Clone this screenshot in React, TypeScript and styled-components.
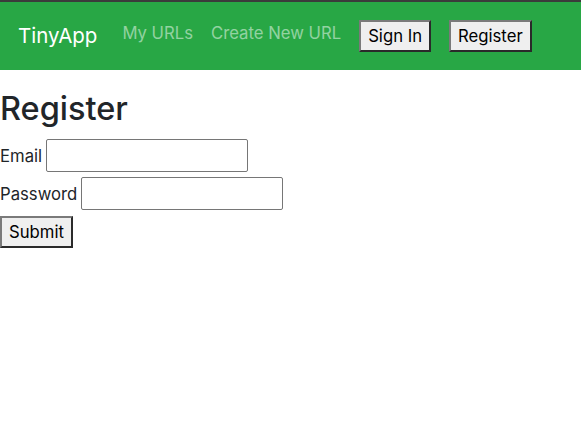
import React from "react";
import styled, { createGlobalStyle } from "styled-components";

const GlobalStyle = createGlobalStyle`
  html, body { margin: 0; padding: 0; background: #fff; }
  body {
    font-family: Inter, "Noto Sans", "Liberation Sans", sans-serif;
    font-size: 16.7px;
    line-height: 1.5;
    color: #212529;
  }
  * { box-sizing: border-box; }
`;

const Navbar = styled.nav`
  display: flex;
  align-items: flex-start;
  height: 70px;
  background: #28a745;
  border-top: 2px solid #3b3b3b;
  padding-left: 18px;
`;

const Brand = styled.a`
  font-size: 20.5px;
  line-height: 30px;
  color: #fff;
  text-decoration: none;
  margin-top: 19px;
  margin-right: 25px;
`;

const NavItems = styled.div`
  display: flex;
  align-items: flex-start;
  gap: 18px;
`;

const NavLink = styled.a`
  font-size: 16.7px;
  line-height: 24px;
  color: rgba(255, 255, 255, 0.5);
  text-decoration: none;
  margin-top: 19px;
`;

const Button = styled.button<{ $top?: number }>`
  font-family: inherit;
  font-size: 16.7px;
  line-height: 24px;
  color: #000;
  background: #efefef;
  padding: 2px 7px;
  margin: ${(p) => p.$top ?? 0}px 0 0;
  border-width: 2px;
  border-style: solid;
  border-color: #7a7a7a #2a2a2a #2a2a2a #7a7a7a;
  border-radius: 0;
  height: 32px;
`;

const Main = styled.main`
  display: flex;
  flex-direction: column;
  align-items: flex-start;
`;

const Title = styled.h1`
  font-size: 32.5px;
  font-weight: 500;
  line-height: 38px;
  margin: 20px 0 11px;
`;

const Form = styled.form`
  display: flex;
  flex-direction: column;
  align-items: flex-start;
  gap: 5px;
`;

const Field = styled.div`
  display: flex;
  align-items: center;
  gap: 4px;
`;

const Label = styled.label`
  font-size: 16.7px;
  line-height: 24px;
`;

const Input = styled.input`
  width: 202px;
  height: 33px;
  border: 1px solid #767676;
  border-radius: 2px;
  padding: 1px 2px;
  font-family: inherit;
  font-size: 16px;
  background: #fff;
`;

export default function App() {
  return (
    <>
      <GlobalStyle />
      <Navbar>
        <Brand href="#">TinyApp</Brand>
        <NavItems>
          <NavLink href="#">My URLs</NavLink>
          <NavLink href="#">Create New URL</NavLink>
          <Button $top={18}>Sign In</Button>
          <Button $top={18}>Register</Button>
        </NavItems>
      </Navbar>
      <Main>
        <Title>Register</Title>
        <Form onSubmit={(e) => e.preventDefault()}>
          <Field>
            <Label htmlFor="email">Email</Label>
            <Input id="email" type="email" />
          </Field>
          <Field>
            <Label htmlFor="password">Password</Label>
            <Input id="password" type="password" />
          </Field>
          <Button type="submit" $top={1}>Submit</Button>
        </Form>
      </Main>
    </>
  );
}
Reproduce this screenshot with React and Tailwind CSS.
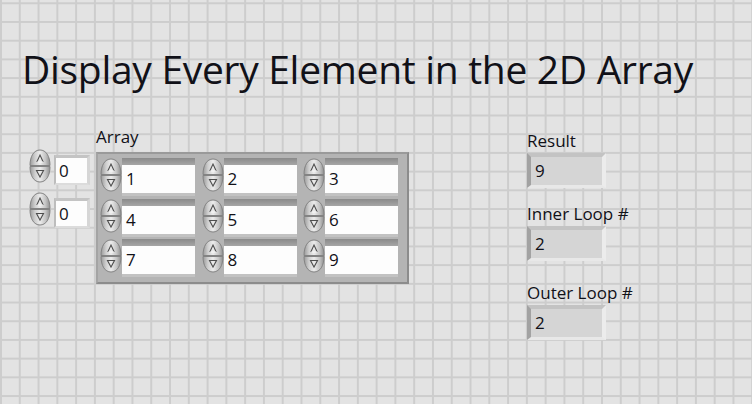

————————

_Exercise prompt_:
Give the data again exactly as written, with all pictures left out.

_Complete output_:
Clone this screenshot in React, TypeScript and styled-components.
import React from "react";
import styled, { createGlobalStyle } from "styled-components";

const GlobalStyle = createGlobalStyle`
  html, body { margin: 0; padding: 0; background: #fff; }
  body {
    font-family: Inter, "Noto Sans", "Liberation Sans", sans-serif;
    font-size: 16.7px;
    line-height: 1.5;
    color: #212529;
  }
  * { box-sizing: border-box; }
`;

const Navbar = styled.nav`
  display: flex;
  align-items: flex-start;
  height: 70px;
  background: #28a745;
  border-top: 2px solid #3b3b3b;
  padding-left: 18px;
`;

const Brand = styled.a`
  font-size: 20.5px;
  line-height: 30px;
  color: #fff;
  text-decoration: none;
  margin-top: 19px;
  margin-right: 25px;
`;

const NavItems = styled.div`
  display: flex;
  align-items: flex-start;
  gap: 18px;
`;

const NavLink = styled.a`
  font-size: 16.7px;
  line-height: 24px;
  color: rgba(255, 255, 255, 0.5);
  text-decoration: none;
  margin-top: 19px;
`;

const Button = styled.button<{ $top?: number }>`
  font-family: inherit;
  font-size: 16.7px;
  line-height: 24px;
  color: #000;
  background: #efefef;
  padding: 2px 7px;
  margin: ${(p) => p.$top ?? 0}px 0 0;
  border-width: 2px;
  border-style: solid;
  border-color: #7a7a7a #2a2a2a #2a2a2a #7a7a7a;
  border-radius: 0;
  height: 32px;
`;

const Main = styled.main`
  display: flex;
  flex-direction: column;
  align-items: flex-start;
`;

const Title = styled.h1`
  font-size: 32.5px;
  font-weight: 500;
  line-height: 38px;
  margin: 20px 0 11px;
`;

const Form = styled.form`
  display: flex;
  flex-direction: column;
  align-items: flex-start;
  gap: 5px;
`;

const Field = styled.div`
  display: flex;
  align-items: center;
  gap: 4px;
`;

const Label = styled.label`
  font-size: 16.7px;
  line-height: 24px;
`;

const Input = styled.input`
  width: 202px;
  height: 33px;
  border: 1px solid #767676;
  border-radius: 2px;
  padding: 1px 2px;
  font-family: inherit;
  font-size: 16px;
  background: #fff;
`;

export default function App() {
  return (
    <>
      <GlobalStyle />
      <Navbar>
        <Brand href="#">TinyApp</Brand>
        <NavItems>
          <NavLink href="#">My URLs</NavLink>
          <NavLink href="#">Create New URL</NavLink>
          <Button $top={18}>Sign In</Button>
          <Button $top={18}>Register</Button>
        </NavItems>
      </Navbar>
      <Main>
        <Title>Register</Title>
        <Form onSubmit={(e) => e.preventDefault()}>
          <Field>
            <Label htmlFor="email">Email</Label>
            <Input id="email" type="email" />
          </Field>
          <Field>
            <Label htmlFor="password">Password</Label>
            <Input id="password" type="password" />
          </Field>
          <Button type="submit" $top={1}>Submit</Button>
        </Form>
      </Main>
    </>
  );
}
Reproduce this screenshot with React and Tailwind CSS.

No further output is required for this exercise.